Question

The selling price of a product is fixed to ensure 40% profit. If the product had cost 40% less and had been sold for 5 rupees less, then the resulting profit would have been 50%. The original selling price, in rupees, of the product is

• A. 10
• B. 20
• C. 14
• D. 15

Answer 1

The Correct Option is C

Let the cost price (CP) of the product be \( x \) rupees.

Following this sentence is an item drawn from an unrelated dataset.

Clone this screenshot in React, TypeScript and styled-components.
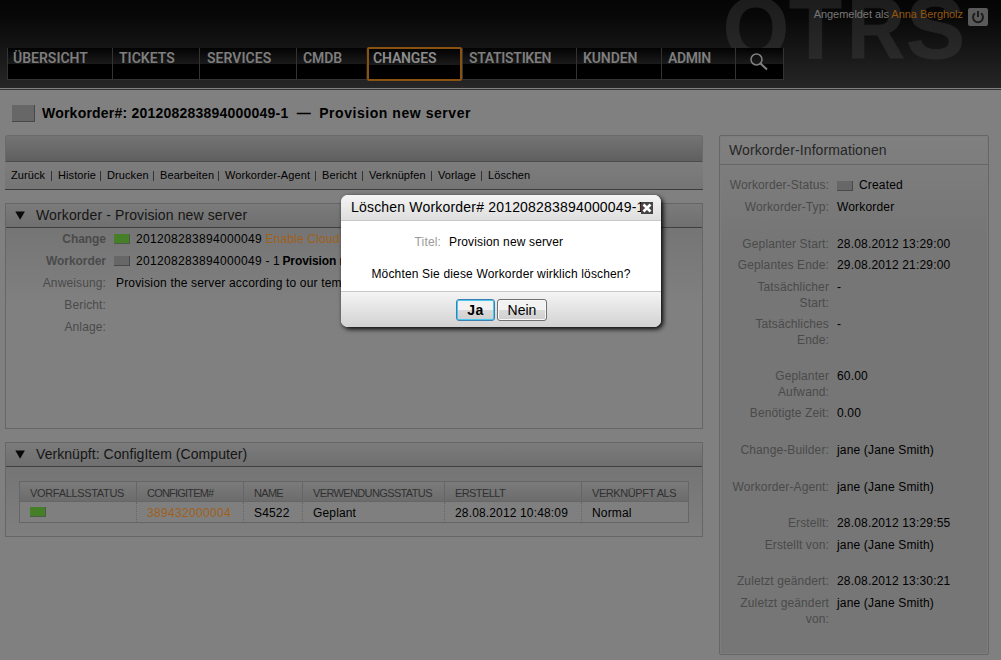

To achieve a 40% profit, the selling price (SP) is set as:

\[ SP = x + 0.4x = 1.4x \]

If the cost price were reduced by 40%, the new cost price would be:

\[ 0.6x \]

And the selling price would be 5 rupees lower:

\[ 1.4x - 5 \]

Under these conditions, the profit would be 50%. This can be expressed as:

\[ 1.5 \times 0.6x = 1.4x - 5 \]

Simplifying the equation:

\[ 0.9x = 1.4x - 5 \]

Rearranging to solve for \( x \):

\[ 1.4x - 0.9x = 5 \]

\[ 0.5x = 5 \]

\[ x = \frac{5}{0.5} = 10 \]

The original selling price is calculated as:

\[ SP = 1.4 \times 10 = 14 \]

Therefore, the original selling price of the product is 14 rupees.